Saturday, April 4, 2009

Time orientation

http://fora.tv/2008/11/12/Philip_Zimbardo_Time_Paradox#chapter_01

The brother sent this one on to me, with note that chapter-10 seems to mess with some links so should be skipped over.

First couple chapters are explanation of the idea. Of course I have zillions of questions about study format, are we measuring what we think we're measuring, etc, etc. This is a lecture talk, so they glazed over it all. I'll have to spend some time with the studies and get back on that, but let's make the assumption that all is as stated. It certainly seems to have a fair amount of face validity to it.

I'm automatically prone to applying these ideas to myself and the people around me who I know well, which of course is a terribly mix of anecdote, case study, and personal bias. But here's my thoughts: I grew up in a house of very future-oriented people, namely my father, who faces most decisions with the respect only an actuary would. All contingencies are planned for, any possible problems that could occur are treated as though all go wrong at the same time, and everything goes in a neat spreadsheet package. I have no idea how much of this was learned from risk assessment of space operations, but I suspect he came into the program with these very useful skills because he already possessed a great deal of them. My mother I'd say is compassed around present-present-future, which makes for a pretty good dynamic between the two of them. With occasional difficulty in choosing paint colors. Neither (and I suspect all people) fit cleanly into a particular spot all the time.
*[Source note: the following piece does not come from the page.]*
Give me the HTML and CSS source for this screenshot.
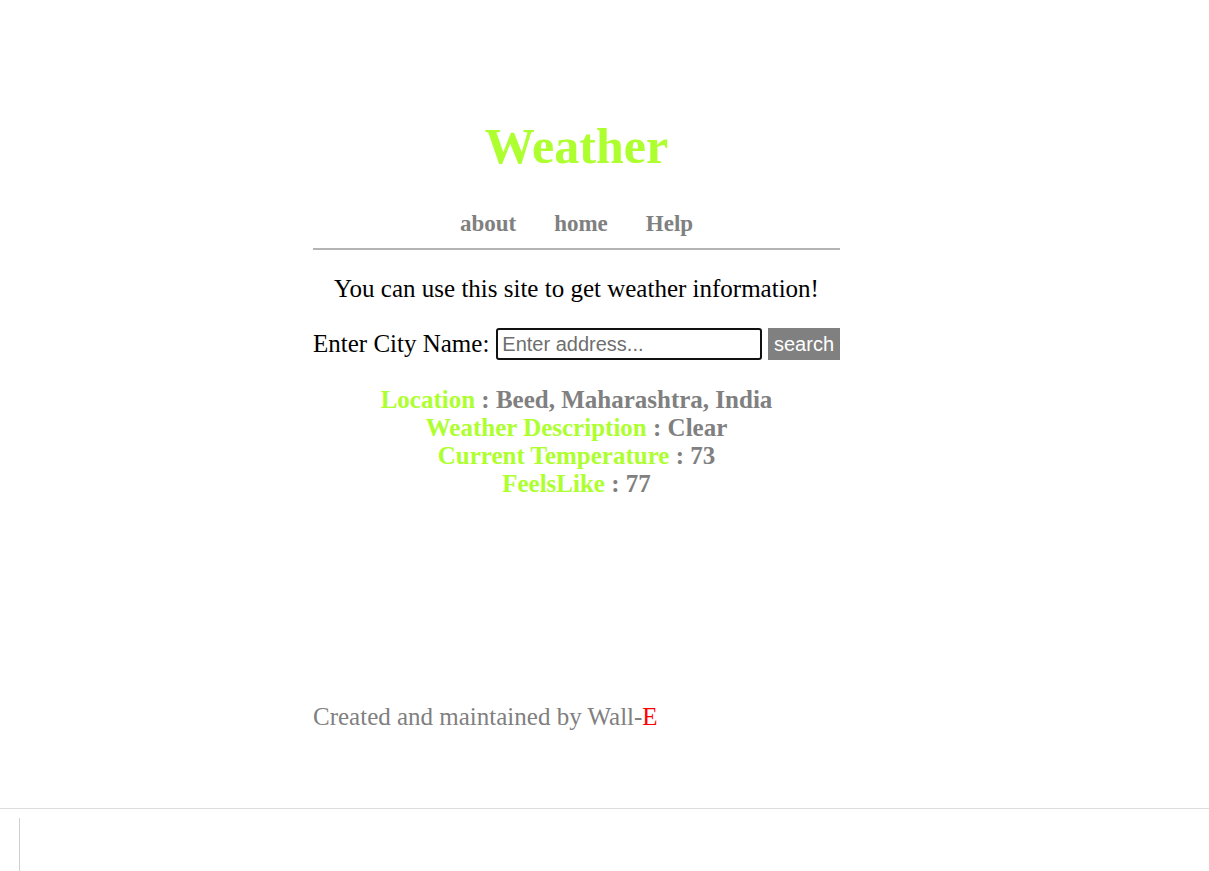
FILE: index.html
```html
<!DOCTYPE html>
<html>
<head>
<meta charset="utf-8">
<title>Weather</title>
<link rel="stylesheet" href="styles.css">
</head>
<body>
<div class="page">
  <div class="main">
    <header class="header">
      <h1 class="title">Weather</h1>
      <nav class="nav">
        <a class="nav-link" href="#">about</a>
        <a class="nav-link" href="#">home</a>
        <a class="nav-link" href="#">Help</a>
      </nav>
    </header>
    <p class="intro">You can use this site to get weather information!</p>
    <form class="search-form">
      <label class="search-label">Enter City Name:</label>
      <input class="search-input" type="text" placeholder="Enter address...">
      <button class="search-button" type="button">search</button>
    </form>
    <div class="results">
      <div class="result-row"><span class="label">Location</span> : Beed, Maharashtra, India</div>
      <div class="result-row"><span class="label">Weather Description</span> : Clear</div>
      <div class="result-row"><span class="label">Current Temperature</span> : 73</div>
      <div class="result-row"><span class="label">FeelsLike</span> : 77</div>
    </div>
    <footer class="footer">Created and maintained by Wall-<span class="red">E</span></footer>
  </div>
  <div class="bottom-bar">
    <div class="bottom-pane"></div>
  </div>
</div>
</body>
</html>
```
FILE: styles.css
```css
html, body {
  margin: 0;
  padding: 0;
  background: #fff;
}
body {
  font-family: "Liberation Serif", "Times New Roman", serif;
  color: #000;
}
.page {
  display: flex;
  flex-direction: column;
  height: 871px;
}
.main {
  width: 527px;
  margin-left: 313px;
  flex: 1;
  display: flex;
  flex-direction: column;
}
.header {
  padding-top: 116px;
  border-bottom: 2px solid #b4b4b4;
  padding-bottom: 11px;
}
.title {
  margin: 0;
  text-align: center;
  font-size: 50px;
  font-weight: bold;
  color: #adff2f;
  line-height: 60px;
}
.nav {
  display: flex;
  justify-content: center;
  gap: 38px;
  margin-top: 35px;
}
.nav-link {
  font-size: 23px;
  font-weight: bold;
  color: #808080;
  text-decoration: none;
  line-height: 26px;
}
.intro {
  margin: 25px 0 0 0;
  text-align: center;
  font-size: 25px;
  line-height: 28px;
}
.search-form {
  display: flex;
  align-items: center;
  margin-top: 25px;
  height: 32px;
}
.search-label {
  font-size: 25px;
  white-space: nowrap;
  flex: none;
  margin-right: 7px;
}
.search-input {
  box-sizing: border-box;
  flex: 1;
  min-width: 0;
  height: 32px;
  border: 2px solid #111;
  border-radius: 3px;
  padding: 0 4px;
  font-family: "Liberation Sans", Arial, sans-serif;
  font-size: 20px;
  outline: none;
}
.search-input::placeholder {
  color: #6e6e6e;
}
.search-button {
  box-sizing: border-box;
  flex: none;
  margin-left: 6px;
  width: 72px;
  height: 32px;
  border: none;
  background: #808080;
  color: #fff;
  font-family: "Liberation Sans", Arial, sans-serif;
  font-size: 20px;
  padding: 0;
}
.results {
  margin-top: 26px;
  text-align: center;
  font-size: 25px;
  font-weight: bold;
  color: #808080;
  line-height: 28px;
}
.label {
  color: #adff2f;
}
.footer {
  margin-top: auto;
  margin-bottom: 77px;
  font-size: 25px;
  color: #808080;
  line-height: 28px;
}
.red {
  color: red;
}
.bottom-bar {
  box-sizing: border-box;
  height: 63px;
  border-top: 1px solid #dcdcdc;
  display: flex;
  padding-top: 9px;
  padding-left: 19px;
}
.bottom-pane {
  border-left: 1px solid #d0d0d0;
  width: 0;
}
```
The result, myself, is someone who is situationally specific to all these things. Money, education, work, etc, I tend to over plan. I would say most of the time I knew exactly how much homework I had to turn in, how many days I had to show up, and what score I had to get on each exam before the first was done, with a proper margin of error based on statistical past experiences, of most of the classes I took. After which I would make up for my carefully plotted free time with totally unstructured, semi-risky adventures ranging from car racing to delicious treats. On top of that there's little doubt in my mind that I live my relationships excessivly in the past.

I think the link here is that present-future should be treated seperately from past by its common thread: pictureness. Past lacks a scale of big-picture or little picture- in fact I often find myself surpised when I sum up some past experience and it seems like it was a much bigger deal than I know it really was. I'm not sure which was really wrong. Present and future is different than that- some people are oriented strongly to big picture actions, and some to small picture actions.

The example of my student-y-ness is a big picture thing. I failed to view the individual work assignments, or even the tests themselves as relevant. The big picture was a college education, and as I progressed, a life education, until it grew to a life career, financial situation, personal capability, etc, etc. Somewhere down the road it will probably get to be even more abstract. This allowed me to put dotted lines around the required bits, like how much work, how much play, how much money. Often at the loss of little picture items- how often to pick up the phone, go out, finish that one project, etc. Things tend to get done in time, but things without a specific due-date tend to float for a long time. The whole is a steady march, but the individual projects tend to look more like intermitent sprints.